### Do this
Nothing in the data should change when you return it, but leave the pictures out.

### Information shown
☆ ☆ ☆
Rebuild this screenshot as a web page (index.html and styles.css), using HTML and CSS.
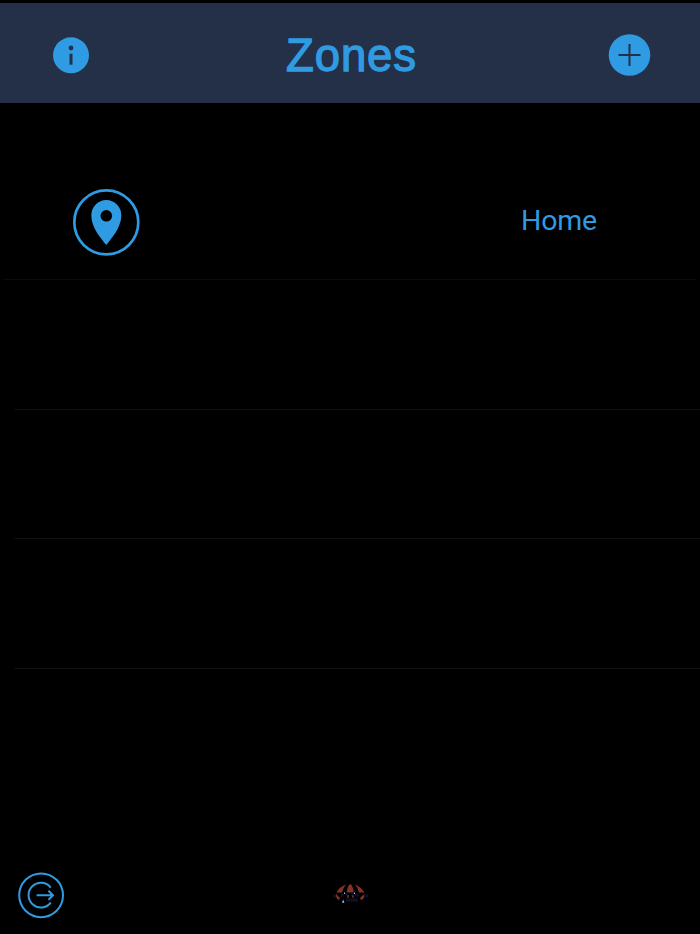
FILE: index.html
```html
<!DOCTYPE html>
<html lang="en">
<head>
<meta charset="utf-8">
<title>Zones</title>
<link rel="stylesheet" href="styles.css">
</head>
<body>
<div class="app">
  <header class="header">
    <svg class="info" viewBox="0 0 36 36">
      <circle class="fill" cx="18" cy="18.3" r="18"/>
      <circle class="cut" cx="18" cy="11" r="2.4"/>
      <path class="cut" d="M16.5 16.7h3v11h-3z"/>
    </svg>
    <h1 class="title">Zones</h1>
    <svg class="add" viewBox="0 0 42 42">
      <circle class="fill" cx="20.5" cy="21" r="20.8"/>
      <path class="plus" d="M9.5 21h22M20.5 10v22"/>
    </svg>
  </header>
  <ul class="zones">
    <li class="zone first">
      <svg class="pin" viewBox="0 0 68 68">
        <circle class="ring" cx="34.3" cy="34.3" r="32"/>
        <path class="fill" fill-rule="evenodd" d="M34.3 57C30 51.5 19.3 40 19.3 27.5a15 15.5 0 0 1 30 0C49.3 40 38.5 51.5 34.3 57zM34.3 22a5.8 5.8 0 1 0 0 11.6a5.8 5.8 0 0 0 0-11.6z"/>
      </svg>
      <span class="name">Home</span>
    </li>
    <li class="zone"></li>
    <li class="zone"></li>
    <li class="zone"></li>
  </ul>
  <footer class="footer">
    <svg class="logout" viewBox="0 0 46 46">
      <circle cx="23.1" cy="23.3" r="21.9"/>
      <path d="M32.8 15.6A12.4 12.4 0 1 0 32.8 30.6M18.6 23.3H35M30.4 18.7l4.6 4.6l-4.6 4.6"/>
    </svg>
    <svg class="logo" viewBox="0 0 38 26">
      <g class="canopy">
        <path d="M5.5 10.5Q8 5 15 2.5Q12 6 11 10.5zM16 10.5Q16 4 19.2 2Q22.5 4 22.5 10.5zM24 2.5Q30 5 33.5 10.5L28 10.5Q27 6 24 2.5z"/>
        <path d="M5 12l4 4l-1 2q-3-1-3-5zM16 13h2l-.5 3h-1zM21 13h2l-.5 3h-1zM33.5 12l-4.5 4l1 2q3.5-1 3.5-5z"/>
      </g>
      <path class="navy" d="M2 14h3M10 13h3M14 12h3M20 12h3M24 13h4M33 14h4M15 18h12"/>
      <path class="shine" d="M13 10.5h1v1.5h-1zM23 10.5h1v1.5h-1zM11 20.8l1.2-3.3l1.2 3.3z"/>
    </svg>
  </footer>
</div>
</body>
</html>
```
FILE: styles.css
```css
* { box-sizing: border-box; }
body { margin: 0; background: #000; color: #2f9be2; }
.app { display: flex; flex-direction: column; height: 934px; padding-top: 3px; overflow: hidden; }
.header { display: flex; align-items: center; justify-content: space-between; height: 100px; padding: 3px 49px 0 53px; background: #242f48; }
svg { overflow: visible; }
.fill { fill: #2f9be2; }
.cut { fill: #242f48; }
.info { width: 36px; height: 36px; }
.add { width: 42px; height: 42px; }
.plus { stroke: #242f48; stroke-width: 2; }
.title { margin: 2px 0 0 5px; font: 400 45.5px/52px "Liberation Sans", Arial, sans-serif; letter-spacing: .9px; -webkit-text-stroke: 1.3px #2f9be2; }
.zones { margin: 0; padding: 0; list-style: none; }
.zone { height: 129.5px; margin-left: 14px; border-bottom: 1px solid #101010; }
.first { display: flex; align-items: flex-end; justify-content: space-between; height: 177px; margin: 0 3px; padding: 0 100px 23px 69px; border-color: #0b0b0b; }
.pin { width: 68px; height: 68px; }
.ring { fill: none; stroke: #2f9be2; stroke-width: 2.7; }
.name { padding-bottom: 18px; font: 400 28.5px/34px Roboto, sans-serif; letter-spacing: -.2px; }
.footer { display: grid; grid-template-columns: 1fr 38px 1fr; align-items: center; margin-top: auto; height: 78px; padding: 0 18px; }
.logout { width: 46px; height: 46px; fill: none; stroke: #2f9be2; stroke-width: 2; }
.logo { width: 38px; height: 26px; }
.canopy { fill: #813328; }
.navy { stroke: #0c102a; stroke-width: 3; }
.shine { fill: #aebbd5; }
```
☆ ☆ ☆
### Result of the exercise
Rebuild this screenshot as a web page (index.html and styles.css), using HTML and CSS.
FILE: index.html
```html
<!DOCTYPE html>
<html lang="en">
<head>
<meta charset="utf-8">
<title>Zones</title>
<link rel="stylesheet" href="styles.css">
</head>
<body>
<div class="app">
  <header class="header">
    <svg class="info" viewBox="0 0 36 36">
      <circle class="fill" cx="18" cy="18.3" r="18"/>
      <circle class="cut" cx="18" cy="11" r="2.4"/>
      <path class="cut" d="M16.5 16.7h3v11h-3z"/>
    </svg>
    <h1 class="title">Zones</h1>
    <svg class="add" viewBox="0 0 42 42">
      <circle class="fill" cx="20.5" cy="21" r="20.8"/>
      <path class="plus" d="M9.5 21h22M20.5 10v22"/>
    </svg>
  </header>
  <ul class="zones">
    <li class="zone first">
      <svg class="pin" viewBox="0 0 68 68">
        <circle class="ring" cx="34.3" cy="34.3" r="32"/>
        <path class="fill" fill-rule="evenodd" d="M34.3 57C30 51.5 19.3 40 19.3 27.5a15 15.5 0 0 1 30 0C49.3 40 38.5 51.5 34.3 57zM34.3 22a5.8 5.8 0 1 0 0 11.6a5.8 5.8 0 0 0 0-11.6z"/>
      </svg>
      <span class="name">Home</span>
    </li>
    <li class="zone"></li>
    <li class="zone"></li>
    <li class="zone"></li>
  </ul>
  <footer class="footer">
    <svg class="logout" viewBox="0 0 46 46">
      <circle cx="23.1" cy="23.3" r="21.9"/>
      <path d="M32.8 15.6A12.4 12.4 0 1 0 32.8 30.6M18.6 23.3H35M30.4 18.7l4.6 4.6l-4.6 4.6"/>
    </svg>
    <svg class="logo" viewBox="0 0 38 26">
      <g class="canopy">
        <path d="M5.5 10.5Q8 5 15 2.5Q12 6 11 10.5zM16 10.5Q16 4 19.2 2Q22.5 4 22.5 10.5zM24 2.5Q30 5 33.5 10.5L28 10.5Q27 6 24 2.5z"/>
        <path d="M5 12l4 4l-1 2q-3-1-3-5zM16 13h2l-.5 3h-1zM21 13h2l-.5 3h-1zM33.5 12l-4.5 4l1 2q3.5-1 3.5-5z"/>
      </g>
      <path class="navy" d="M2 14h3M10 13h3M14 12h3M20 12h3M24 13h4M33 14h4M15 18h12"/>
      <path class="shine" d="M13 10.5h1v1.5h-1zM23 10.5h1v1.5h-1zM11 20.8l1.2-3.3l1.2 3.3z"/>
    </svg>
  </footer>
</div>
</body>
</html>
```
FILE: styles.css
```css
* { box-sizing: border-box; }
body { margin: 0; background: #000; color: #2f9be2; }
.app { display: flex; flex-direction: column; height: 934px; padding-top: 3px; overflow: hidden; }
.header { display: flex; align-items: center; justify-content: space-between; height: 100px; padding: 3px 49px 0 53px; background: #242f48; }
svg { overflow: visible; }
.fill { fill: #2f9be2; }
.cut { fill: #242f48; }
.info { width: 36px; height: 36px; }
.add { width: 42px; height: 42px; }
.plus { stroke: #242f48; stroke-width: 2; }
.title { margin: 2px 0 0 5px; font: 400 45.5px/52px "Liberation Sans", Arial, sans-serif; letter-spacing: .9px; -webkit-text-stroke: 1.3px #2f9be2; }
.zones { margin: 0; padding: 0; list-style: none; }
.zone { height: 129.5px; margin-left: 14px; border-bottom: 1px solid #101010; }
.first { display: flex; align-items: flex-end; justify-content: space-between; height: 177px; margin: 0 3px; padding: 0 100px 23px 69px; border-color: #0b0b0b; }
.pin { width: 68px; height: 68px; }
.ring { fill: none; stroke: #2f9be2; stroke-width: 2.7; }
.name { padding-bottom: 18px; font: 400 28.5px/34px Roboto, sans-serif; letter-spacing: -.2px; }
.footer { display: grid; grid-template-columns: 1fr 38px 1fr; align-items: center; margin-top: auto; height: 78px; padding: 0 18px; }
.logout { width: 46px; height: 46px; fill: none; stroke: #2f9be2; stroke-width: 2; }
.logo { width: 38px; height: 26px; }
.canopy { fill: #813328; }
.navy { stroke: #0c102a; stroke-width: 3; }
.shine { fill: #aebbd5; }
```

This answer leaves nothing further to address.